Not entirely satisfied, he went to work for L. R. Thayer, an early El Paso photographer, and there found his place in the business world. Mastering the art of taking tintype pictures, the fourteen year old youth opened a gallery of his own on July 4, 1869. He later bought out Mr. Thayer and expanded his operations. On December 26, 1876, Miss Emma Laura Arnold became his wife; she became an adept photographer in her own right and handled the business whenever her husband was busy in his dark room or at his Minonk studio. Mr. Smith often confessed that he owed his success largely to his talented wife. Two sons were born to them, Roy A. who died when young, and Max, a lifetime resident of El Paso who is presently an excellent violinist and an assistant cashier in the El Paso National Bank.
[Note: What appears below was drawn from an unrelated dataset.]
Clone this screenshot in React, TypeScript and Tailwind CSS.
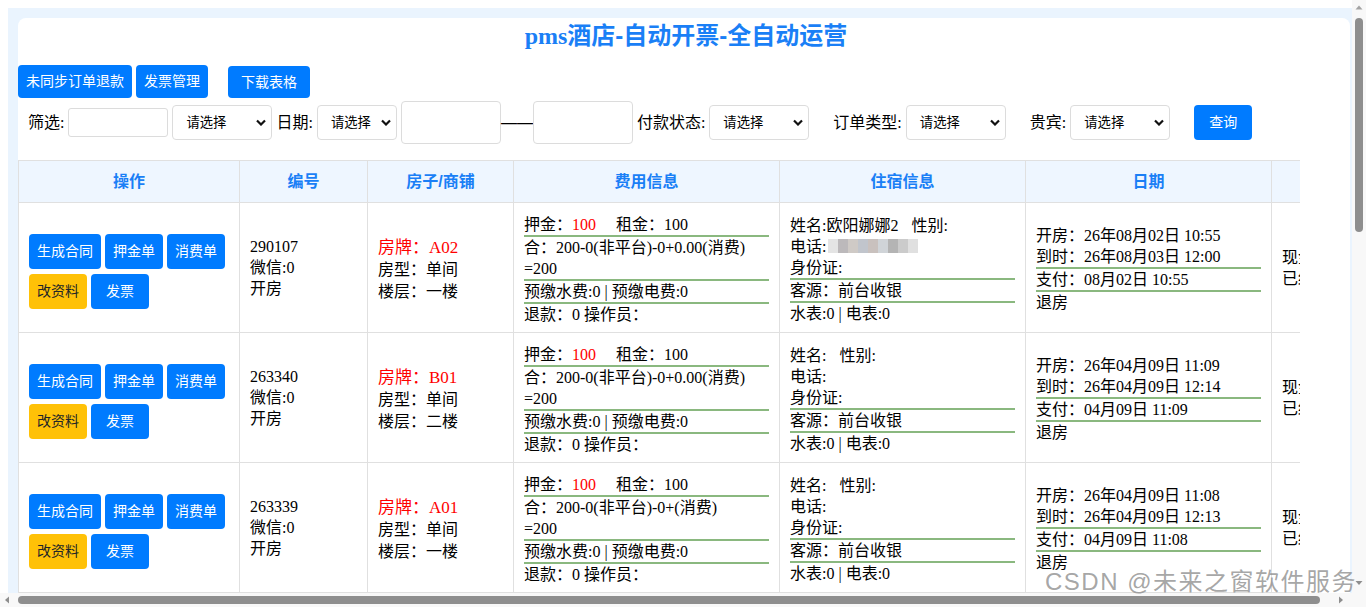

Emma L. Arnold was the daughter of Isaac M. and Sarah V. Arnold, early Gabetown residents; the latter was a talented artist and painted the picture of Andrew Carnegie which today hangs in the El Paso Public Library.
Much of El Paso's history was coincident with the life of Levi Smith, and he had much of it on photographic plates. The committee preparing this book was fortunate in finding many of these plates of earlier El Paso, and to a great extent, the pictures appearing in this book are Levi F. Smith's. George R. Curtiss wrote of him: "He snapped the shutter of his camera at the new baby, and later when the girl graduated from school, then in her bridal gown, later with a baby in her own arms, then as a member of the family group during reunions, and sometimes on the memorial wreath and flowers when she was laid to her last sleep."
Possessing an inventive mind, Levi Smith obtained two patents in 1907; one was on a trimming machine and another on a method of mounting plates. He had a desire to keep pace with progress, and devoted several months at the Chicago Fine Arts Studio in studying the art of negative retouching. He found increasing pleasure in the history of photography; tintypes, wet plates, dry plates, graflex, panoramic and movie cameras had all been studied and used by Levi F. Smith. Any electrical gadget fascinated Mr. Smith, and it seemed to him that the radio was the greatest of all electrical phenomena. How he would have enjoyed television!
Ira D. Snyder
Brigadier General Ira D. Snyder was born February 11, 1904 on a farm six miles west of El Paso to David M. and Caroline Snyder, both deceased. He obtained his elementary school education at the Olive Branch school east of Secor on Route 24. He attended the two-year high school at Secor, thereafter attending the El Paso Township High School and catching on its baseball team prior to his graduation in 1921. The next fall he attended the School of Engineering in Milwaukee, Wisconsin. Following that he worked for three years for Western Electric and the Commonwealth Edison Companies as an electrical draftsman.